14.3. If any provision of the Contract is found by any court, tribunal or administrative body of competent jurisdiction to
be wholly or partly illegal, invalid, void, voidable, unenforceable or unreasonable it shall to the extent of such
illegality, invalidity, voidness, voidability, unenforceability or unreasonableness be deemed severable and the
remaining provisions of the Contract and the remainder of such provision shall continue in full force and effect.
14.4. Failure or delay by the Company in enforcing or partially enforcing any provision of the Contract shall not be
construed as a waiver of any of its rights under the Contract. Any waiver by the Company of any breach of, or
any default under, any provision of the Contract by the Buyer shall not be deemed a waiver of any subsequent
breach or default and shall in no way affect the other terms of the Contract.
14.5. The parties to the Contract do not intend that any term of the Contract shall be enforceable by virtue of the
Contracts (Rights of Third Parties) Act 1999 by any person that is not a party to it.
14.6. Any notice given to a party under or in connection with the Contract shall be in writing and shall be delivered by
hand or by pre-paid first-class post or other next working day delivery service at its registered office (if a
company) or its principal place of business (in any other case).
14.7. Any notice shall be deemed to have been received:
14.7.1. if delivered by hand, at the time the notice is left at the proper address;
14.7.2. if sent by pre-paid first-class post or other next working day delivery service, at 9.00 am
on the second Business Day after posting.

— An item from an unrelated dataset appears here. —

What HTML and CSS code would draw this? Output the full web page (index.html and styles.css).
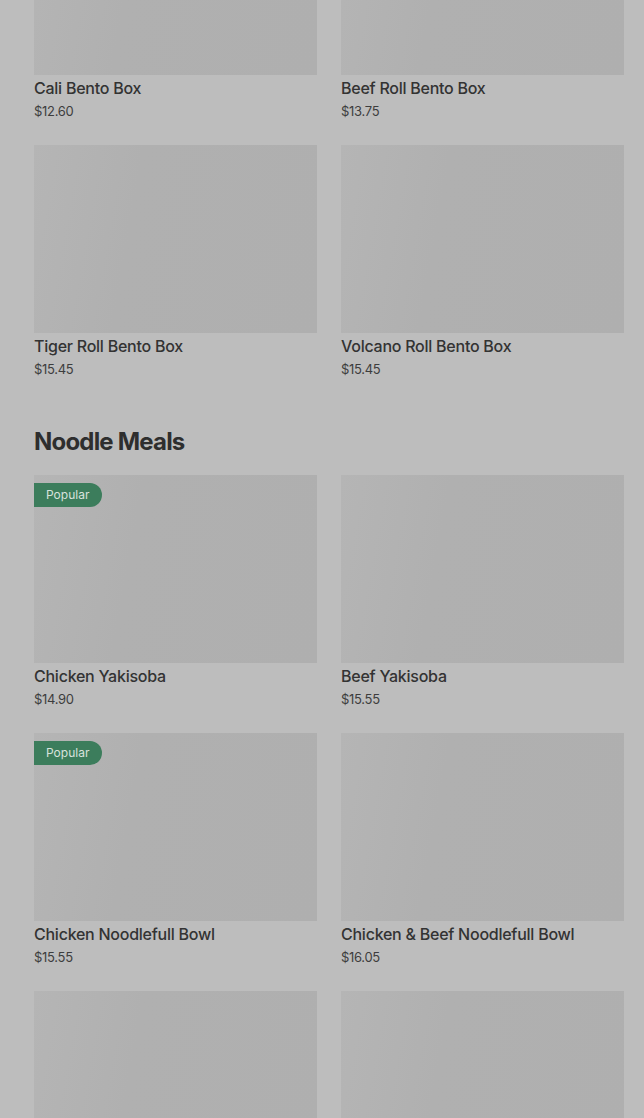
FILE: index.html
```html
<!DOCTYPE html>
<html lang="en">
<head>
    <meta charset="UTF-8">
    <meta name="viewport" content="width=device-width, initial-scale=1.0">
    <title>Menu</title>
    <link rel="stylesheet" href="styles.css">
</head>
<body>
    <main class="menu">
        <section class="category">
            <div class="items">
                <div class="item">
                    <div class="item-img"></div>
                    <div class="item-name">Cali Bento Box</div>
                    <div class="item-price">$12.60</div>
                </div>
                <div class="item">
                    <div class="item-img"></div>
                    <div class="item-name">Beef Roll Bento Box</div>
                    <div class="item-price">$13.75</div>
                </div>
                <div class="item">
                    <div class="item-img"></div>
                    <div class="item-name">Tiger Roll Bento Box</div>
                    <div class="item-price">$15.45</div>
                </div>
                <div class="item">
                    <div class="item-img"></div>
                    <div class="item-name">Volcano Roll Bento Box</div>
                    <div class="item-price">$15.45</div>
                </div>
            </div>
        </section>

        <section class="category">
            <h2 class="category-title">Noodle Meals</h2>
            <div class="items">
                <div class="item">
                    <div class="item-img">
                        <span class="badge">Popular</span>
                    </div>
                    <div class="item-name">Chicken Yakisoba</div>
                    <div class="item-price">$14.90</div>
                </div>
                <div class="item">
                    <div class="item-img"></div>
                    <div class="item-name">Beef Yakisoba</div>
                    <div class="item-price">$15.55</div>
                </div>
                <div class="item">
                    <div class="item-img">
                        <span class="badge">Popular</span>
                    </div>
                    <div class="item-name">Chicken Noodlefull Bowl</div>
                    <div class="item-price">$15.55</div>
                </div>
                <div class="item">
                    <div class="item-img"></div>
                    <div class="item-name">Chicken &amp; Beef Noodlefull Bowl</div>
                    <div class="item-price">$16.05</div>
                </div>
                <div class="item">
                    <div class="item-img"></div>
                </div>
                <div class="item">
                    <div class="item-img"></div>
                </div>
            </div>
        </section>
    </main>
</body>
</html>
```

FILE: styles.css
```css
html, body {
    background-color: #bdbdbd;
}
body {
    margin: 0;
    color: #333;
    font-family: Inter, "Liberation Sans", sans-serif;
    overflow: hidden;
    height: 1118px;
}
.menu {
    padding: 0 20px 0 34px;
    margin-top: -113px;
}
.category + .category {
    margin-top: 47px;
}
.category-title {
    margin: 0 0 17px;
    font-size: 24px;
    line-height: 32px;
    font-weight: 700;
    letter-spacing: -0.8px;
    color: #2e2e2e;
}
.items {
    display: grid;
    grid-template-columns: 1fr 1fr;
    column-gap: 24px;
    row-gap: 24px;
}
.item-img {
    position: relative;
    height: 188px;
    background: linear-gradient(100deg, #b5b5b5 0%, #b0b0b0 35%, #afafaf 100%);
}
.badge {
    position: absolute;
    top: 8px;
    left: 0;
    height: 24px;
    line-height: 24px;
    padding: 0 13px 0 12px;
    border-radius: 0 12px 12px 0;
    background-color: #3c7d5c;
    color: #d8e2dc;
    font-size: 12px;
}
.item-name {
    margin-top: 2px;
    font-size: 16px;
    line-height: 22px;
    font-weight: 500;
    letter-spacing: -0.25px;
    color: #333;
}
.item-price {
    margin-top: 2px;
    font-size: 13px;
    line-height: 20px;
    letter-spacing: -0.3px;
    color: #3d3d3d;
}
```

14.8. Clause 14.6 and clause 14.7 do not apply to the service of any proceedings or other documents in any legal
action or, where applicable, any arbitration or other method of dispute resolution.
14.9. The Contract, and any dispute or claim arising out of or in connection with its subject matter or formation
(including non-contractual disputes or claims) shall be governed by, and construed in accordance with English
law and the parties submit to the exclusive jurisdiction of the English courts.